§ **Short problem**:
Your task is to copy each line that has the word "TypeScript".

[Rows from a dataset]
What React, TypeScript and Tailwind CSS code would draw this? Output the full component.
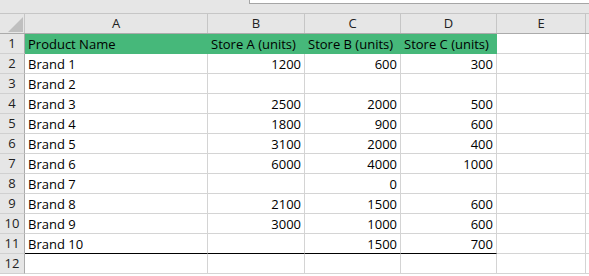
const columns = [
  { key: 'A', width: 'w-[183px]' },
  { key: 'B', width: 'w-[97px]' },
  { key: 'C', width: 'w-[96px]' },
  { key: 'D', width: 'w-[96px]' },
  { key: 'E', width: 'w-[89px]' },
]

type Row = [string, string, string, string]

const rows: Row[] = [
  ['Brand 1', '1200', '600', '300'],
  ['Brand 2', '', '', ''],
  ['Brand 3', '2500', '2000', '500'],
  ['Brand 4', '1800', '900', '600'],
  ['Brand 5', '3100', '2000', '400'],
  ['Brand 6', '6000', '4000', '1000'],
  ['Brand 7', '', '0', ''],
  ['Brand 8', '2100', '1500', '600'],
  ['Brand 9', '3000', '1000', '600'],
  ['Brand 10', '', '1500', '700'],
]

const font = "font-['Open_Sans','Liberation_Sans',sans-serif]"

function RowHeader({ n }: { n: number }) {
  return (
    <div className="w-[25px] shrink-0 h-[20px] bg-[#e6e6e6] border-r border-b border-r-[#ababab] border-b-[#d0d0d0] flex items-center justify-center pt-[1px] text-[13px] text-[#222]">
      {n}
    </div>
  )
}

function Cell({
  value,
  width,
  align = 'left',
  last = false,
}: {
  value: string
  width: string
  align?: 'left' | 'right'
  last?: boolean
}) {
  return (
    <div
      className={`${width} shrink-0 h-[20px] border-r border-b border-r-[#d4d4d4] px-[3px] pt-[1px] leading-[19px] text-[13px] text-black whitespace-nowrap ${
        align === 'right' ? 'text-right' : 'text-left'
      } ${last ? 'border-b-black' : 'border-b-[#d4d4d4]'}`}
    >
      {value}
    </div>
  )
}

export default function App() {
  return (
    <div className={`w-[589px] h-[276px] overflow-hidden bg-white ${font}`}>
      {/* formula bar edge */}
      <div className="h-[13px] bg-[#e6e6e6] flex">
        <div className="ml-[249px] flex-1 h-[4px] bg-white border-l border-b border-[#a6a6a6]" />
      </div>

      {/* column headers */}
      <div className="flex h-[21px] bg-[#e6e6e6] border-t border-b border-t-[#c6c6c6] border-b-[#ababab]">
        <div className="w-[25px] shrink-0 border-r border-[#c6c6c6] flex items-end justify-end pr-[1px] pb-[1px]">
          <div className="w-0 h-0 border-l-[15px] border-b-[15px] border-l-transparent border-b-[#bfbfbf]" />
        </div>
        {columns.map((c) => (
          <div
            key={c.key}
            className={`${c.width} shrink-0 border-r border-[#c6c6c6] flex items-center justify-center text-[13px] text-[#222] pt-[1px]`}
          >
            {c.key}
          </div>
        ))}
        <div className="flex-1" />
      </div>

      {/* row 1: table header */}
      <div className="flex">
        <RowHeader n={1} />
        {['Product Name', 'Store A (units)', 'Store B (units)', 'Store C (units)'].map((h, i) => (
          <div
            key={h}
            className={`${columns[i].width} shrink-0 h-[20px] bg-[#46b87a] border-r border-b border-[#46b87a] px-[3px] pt-[1px] leading-[19px] text-[13px] text-black whitespace-nowrap`}
          >
            {h}
          </div>
        ))}
        <Cell value="" width={columns[4].width} />
        <div className="flex-1 h-[20px] border-b border-[#d4d4d4]" />
      </div>

      {rows.map((r, idx) => {
        const last = idx === rows.length - 1
        return (
          <div key={idx} className="flex">
            <RowHeader n={idx + 2} />
            <Cell value={r[0]} width={columns[0].width} last={last} />
            <Cell value={r[1]} width={columns[1].width} align="right" last={last} />
            <Cell value={r[2]} width={columns[2].width} align="right" last={last} />
            <Cell value={r[3]} width={columns[3].width} align="right" last={last} />
            <Cell value="" width={columns[4].width} />
            <div className="flex-1 h-[20px] border-b border-[#d4d4d4]" />
          </div>
        )
      })}

      <div className="flex">
        <RowHeader n={12} />
        {columns.map((c) => (
          <Cell key={c.key} value="" width={c.width} />
        ))}
        <div className="flex-1 h-[20px] border-b border-[#d4d4d4]" />
      </div>
    </div>
  )
}
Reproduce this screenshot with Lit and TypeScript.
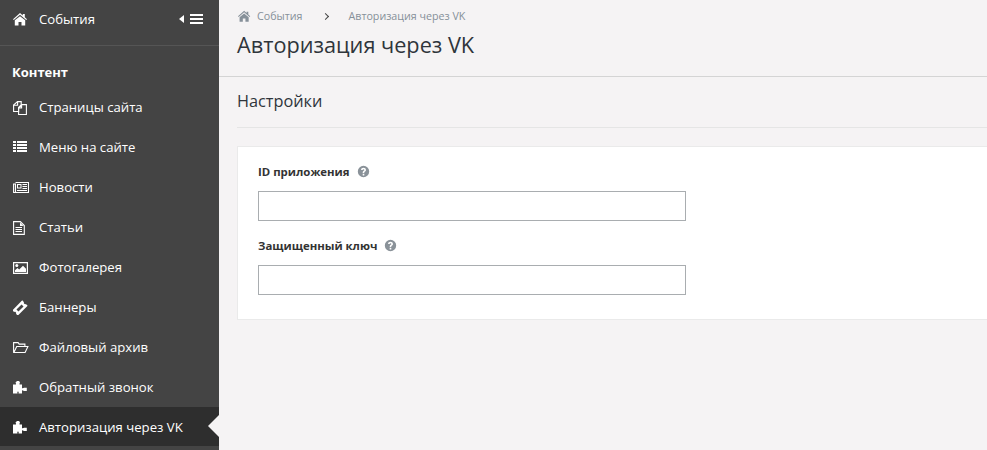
import { LitElement, html, css, svg } from "lit";
import { customElement } from "lit/decorators.js";

const home = svg`<path d="M7 2 0 8.200l.8.9L7 3.800l6.200 5.300.8-.9-2.200-1.900V3H9.800v1.500zM1.800 9.300V14.500h3.700v-3.600h3v3.600h3.700V9.300L7 5.200z"/>`;
const pages = svg`<g fill="none" stroke="currentColor" stroke-width="1.100"><path d="M.6 12.500V6L4.500 2.600h3.700v3.300L5.600 8.500v4z"/><path d="M5.600 8.700 8.800 5.600h4.600v9.900H5.600zM8.600 5.800v3.100H5.800M4.600 2.800v3.500H.8"/></g>`;
const list = svg`<path d="M0 2h3v2H0zM4 2h10v2H4zM0 5h3v2H0zM4 5h10v2H4zM0 8h3v2H0zM4 8h10v2H4zM0 11h3v2H0zM4 11h10v2H4z"/>`;
const news = svg`<g fill="none" stroke="currentColor" stroke-width="1.100"><path d="M2.500 3.500h13v10h-14.900V5h1.900v8"/></g><path fill-rule="evenodd" d="M4 5h4.500v4.500H4zM5 6v2.500h2.500V6z"/><path d="M9.500 5H14v1H9.500zM9.500 7H14v1H9.500zM9.500 9H14v1H9.500zM4 11h10v1H4z"/>`;
const doc = svg`<path fill="none" stroke="currentColor" stroke-width="1.100" d="M.6 2.600h6.700l4 4v8.800H.6z"/><path d="M7 3.500V7h3.500z"/><path d="M2.500 8h6.500v1H2.500zM2.500 10h6.500v1H2.500zM2.500 12h6.500v1H2.500z"/>`;
const pic = svg`<path fill="none" stroke="currentColor" stroke-width="1.200" d="M.6 3.600h13.800v10.800H.6z"/><circle cx="3.800" cy="6.500" r="1.500"/><path d="M2 13v-1.800l2.500-2.200 1.700 1.600L10 6.800l3 3V13z"/>`;
const tag = svg`<g transform="rotate(-45 7 9)"><path fill-rule="evenodd" d="M0 5.200h14v2.500c-.6 0-1 .6-1 1.300s.4 1.300 1 1.300v2.500H0v-2.500c.6 0 1-.6 1-1.300S.6 7.700 0 7.700zM3.400 7.600v2.800h7.200V7.600z"/></g>`;
const folder = svg`<path fill="none" stroke="currentColor" stroke-width="1.100" d="M.6 13.500V3.600h4.500l1.100 1.500h5.700v2.200M.9 13.500l2.800-6h11.200l-2.800 6z"/>`;
const puzzle = svg`<path d="M5 2c1.100 0 1.900.6 1.900 1.400 0 .7-.5 1-.5 1.500 0 .3.200.6.800.6H9v3.600c.2.300.5.300.8.100.4-.3.800-.5 1.300-.5h2.700V12h-2.700c-.5 0-.9-.2-1.300-.5-.3-.2-.6-.2-.8.100v2.900H5.500c.1-.5.200-.9.200-1.200 0-.4-.3-.7-.7-.7s-.7.3-.7.700c0 .3.100.7.200 1.200H0V5.500h2.300c.6 0 .8-.3.800-.6 0-.5-.5-.8-.5-1.500C3.100 2.600 3.900 2 5 2z"/>`;
const ico = (p: unknown) => html`<svg class="ico" viewBox="0 0 16 16" aria-hidden="true">${p}</svg>`;

const items: [string, unknown][] = [
  ["Страницы сайта", pages],
  ["Меню на сайте", list],
  ["Новости", news],
  ["Статьи", doc],
  ["Фотогалерея", pic],
  ["Баннеры", tag],
  ["Файловый архив", folder],
  ["Обратный звонок", puzzle],
  ["Авторизация через VK", puzzle],
];

@customElement("app-root")
export class AppRoot extends LitElement {
  static styles = css`
    :host {
      display: flex;
      width: 987px;
      height: 450px;
      overflow: hidden;
      background: #f5f3f4;
      font-family: "Open Sans", sans-serif;
      color: #333;
    }
    .side {
      width: 219px;
      flex: none;
      background: #444;
      color: #fff;
      font-size: 13.150px;
    }
    .top {
      box-sizing: content-box;
      height: 38px;
      padding: 0 16px 7px 13px;
      display: flex;
      align-items: center;
      border-bottom: 1px solid #555;
    }
    .ico {
      width: 16px;
      height: 16px;
      flex: none;
      fill: currentColor;
      margin-right: 10px;
    }
    .grow {
      flex: 1;
    }
    .toggle {
      display: flex;
      align-items: center;
      gap: 6px;
    }
    .tri {
      width: 0;
      height: 0;
      border-style: solid;
      border-width: 4.500px 5px 4.500px 0;
      border-color: transparent #fff transparent transparent;
    }
    .bars {
      width: 13px;
      height: 10px;
      border-top: 2px solid #fff;
      border-bottom: 2px solid #fff;
      position: relative;
      box-sizing: border-box;
    }
    .bars::after {
      content: "";
      position: absolute;
      left: 0;
      right: 0;
      top: 2px;
      height: 2px;
      background: #fff;
    }
    .group {
      font-size: 13px;
      font-weight: 700;
      height: 20px;
      line-height: 20px;
      margin: 16px 0 5px;
      padding-left: 12px;
    }
    .item {
      height: 40px;
      box-sizing: border-box;
      padding-left: 13px;
      display: flex;
      align-items: center;
      position: relative;
    }
    .item.active {
      background: #2e2e2e;
      height: 39px;
    }
    .item.active::after {
      content: "";
      position: absolute;
      right: 0;
      top: 8px;
      border-style: solid;
      border-width: 11px 11px 11px 0;
      border-color: transparent #f5f3f4 transparent transparent;
    }
    .main {
      flex: 1;
      min-width: 0;
    }
    .head {
      height: 77px;
      box-sizing: border-box;
      padding: 8px 18px 0;
      border-bottom: 1px solid #d4d4d4;
    }
    .crumbs {
      display: flex;
      align-items: center;
      height: 16px;
      font-size: 10.700px;
      color: #869099;
    }
    .crumbs .ico {
      width: 14px;
      height: 14px;
      margin: 0 5px 0 1px;
    }
    .sep {
      margin: 0 20px 0 21px;
      width: 4px;
      height: 4px;
      border-top: 1.500px solid #444;
      border-right: 1.500px solid #444;
      transform: rotate(45deg);
    }
    h1 {
      margin: 4px 0 0;
      font-size: 21.700px;
      font-weight: 400;
      line-height: 34px;
      color: #2f353b;
    }
    .body {
      padding: 0 0 0 18px;
    }
    h2 {
      margin: 0;
      height: 50px;
      line-height: 49px;
      font-size: 16.300px;
      font-weight: 400;
      color: #2f353b;
      border-bottom: 1px solid #e5e5e5;
    }
    .card {
      margin-top: 18px;
      height: 174px;
      box-sizing: border-box;
      background: #fff;
      border: 1px solid #eaeaea;
      border-right: 0;
      padding: 14px 20px 0;
    }
    .label {
      display: flex;
      align-items: center;
      height: 20px;
      font-size: 11.400px;
      font-weight: 700;
      color: #333;
      margin-bottom: 10px;
    }
    .q {
      width: 13px;
      height: 13px;
      margin-left: 7px;
      fill: #8a9299;
      flex: none;
    }
    input {
      display: block;
      width: 428px;
      height: 30px;
      box-sizing: border-box;
      border: 1px solid #a9adb0;
      background: #fff;
      margin: 0 0 14px;
      padding: 0;
    }
  `;

  render() {
    const q = html`<svg class="q" viewBox="0 0 16 16" aria-hidden="true"><path fill-rule="evenodd" d="M8 1a7 7 0 1 0 0 14A7 7 0 0 0 8 1zM7 11h2v2H7zM5 6.200C5 4.500 6.300 3.500 8 3.500s3 1 3 2.600c0 1.200-.7 1.700-1.400 2.200-.4.300-.6.500-.6 1V10H7v-.9c0-1 .5-1.500 1.200-2 .5-.3.800-.6.800-1 0-.5-.4-.8-1-.8s-1 .4-1.100 1z"/></svg>`;
    return html`
      <aside class="side">
        <div class="top">
          ${ico(home)}<span class="grow">События</span>
          <span class="toggle"><span class="tri"></span><span class="bars"></span></span>
        </div>
        <div class="group">Контент</div>
        ${items.map(
          ([t, p], i) => html`<div class="item ${i === items.length - 1 ? "active" : ""}">${ico(p)}<span>${t}</span></div>`
        )}
      </aside>
      <main class="main">
        <header class="head">
          <div class="crumbs">
            ${ico(home)}<span>События</span><span class="sep"></span><span>Авторизация через VK</span>
          </div>
          <h1>Авторизация через VK</h1>
        </header>
        <section class="body">
          <h2>Настройки</h2>
          <div class="card">
            <div class="label">ID приложения${q}</div>
            <input type="text" />
            <div class="label">Защищенный ключ${q}</div>
            <input type="text" />
          </div>
        </section>
      </main>
    `;
  }
}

§ **Correct result**:
What React, TypeScript and Tailwind CSS code would draw this? Output the full component.
Reproduce this screenshot with Lit and TypeScript.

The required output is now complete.